Correspondence Guidance (Correspondence Guidance)¶

To resolve the temporal consistency issue, AniDoc builds explicit inter-frame correspondences:

Stage	Technology	Effect
Feature Extraction	SIFT + LightGlue	Establish sparse feature matching between reference and target frames
Dense Tracking	Co-Tracker	Expand sparse matches into dense optical flow fields
Color Propagation	Warping + Attention	Propagate color from reference frames to target frames based on correspondence

Specific workflow: 1. Extract SIFT feature points from reference frames and each target frame. 2. Use LightGlue for feature matching to obtain reliable sparse corresponding point pairs. 3. Use sparse corresponding points as initialization and input them into Co-Tracker to obtain dense pixel-level tracking results. 4. The correspondence information is injected into the cross-attention layer of the diffusion model in the form of feature maps.

Data Augmentation Strategy¶

Binarization Augmentation¶

During training, random binarization is applied to the input sketch to simulate sketches of various styles and qualities:

\[I_{bin} = egin{cases} 1, & I_{gray} > au + \epsilon \ 0, & ext{otherwise} \end{cases}\]

Where $ au$ is an adaptive threshold, and $\epsilon \sim \mathcal{U}(-\delta, \delta)$ is a random perturbation.

Background Augmentation¶

To reduce background interference on foreground colorization, the background is randomly replaced during training: - 50% probability of using a pure white background - 30% probability of using a random solid color background - 20% probability of retaining the original background

This forces the model to focus on the structure and color of the foreground characters instead of relying on background cues.

Sparse Sketch Training¶

In practical applications, animators typically only paint color versions of the first and last keyframes. AniDoc proposes a sparse training strategy:

During training, only the first and last frames of the video sequence are provided as color references.
Intermediate frames are input in sketch form.
The model must automatically infer the colorization scheme of the intermediate frames.

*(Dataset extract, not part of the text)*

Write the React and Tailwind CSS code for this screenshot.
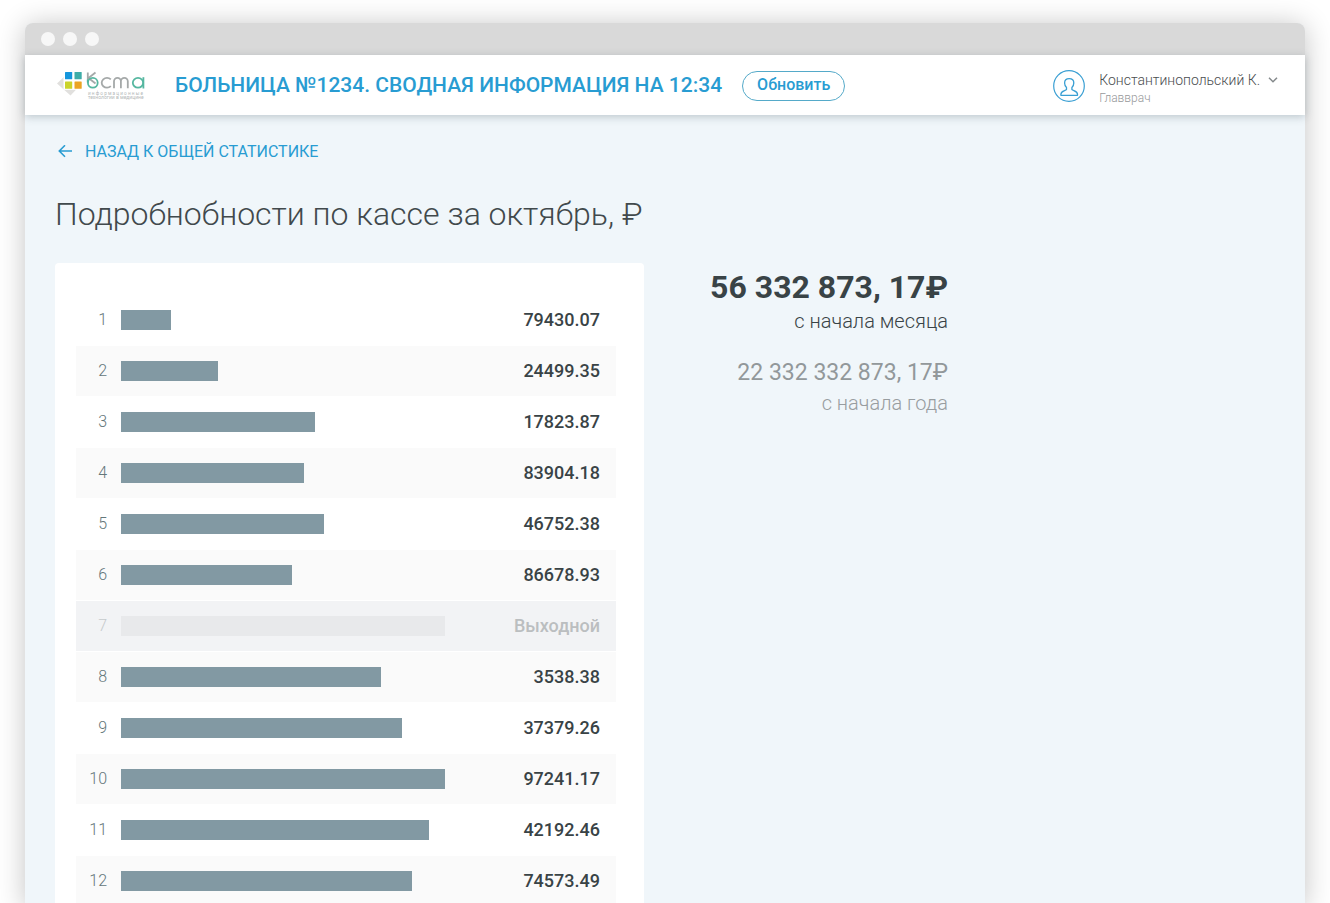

This training method enables the model to learn to perform reasonable color interpolation utilizing limited reference information.

Sakuga-42M Dataset¶

This paper collects and organizes the Sakuga-42M dataset, which contains: - Source: Public animation databases and video platforms - Scale: Approximately 42 million frames of animation data - Processing: Automatic sketch extraction, keyframe labeling, and filtering of low-quality samples

Experimental Results¶

Quantitative Comparison¶

Method	FID↓	FVD↓	LPIPS↓	Temporal Consistency↑
Reference-based (baseline)	78.42	312.5	0.183	0.891
w/o correspondence matching	75.91	298.7	0.171	0.907
AniDoc (full)	54.33	215.8	0.124	0.952
AniDoc (sparse, 2-ref)	58.17	234.2	0.138	0.941

Ablation Study¶

Component	FID↓	Description
Full Model	54.33	Full AniDoc
w/o Correspondence	75.91	Without correspondence guidance, chaotic color assignment
w/o Binarization Aug	61.27	Degraded generalization to hand-drawn sketches
w/o Background Aug	59.84	Degraded colorization quality in background regions
w/o Sparse Training	63.15	Only supports dense references, reducing practicality

Training Details¶

Hardware: 16× NVIDIA A100 GPUs
Training Time: 5 days
Video Resolution: 512×512, 16 frames
Optimizer: AdamW, lr=1e-5
Batch Size: 2 video clips per GPU

Summary & Outlook¶

By combining explicit correspondence guidance, targeted data augmentation, and sparse reference training, AniDoc significantly improves the quality and practicality of animation sketch colorization. The reduction of FID from 75.91 to 54.33 demonstrates the key role of correspondence guidance. The system can be directly integrated into existing animation production pipelines, substantially reducing manual labor costs in the colorization stage.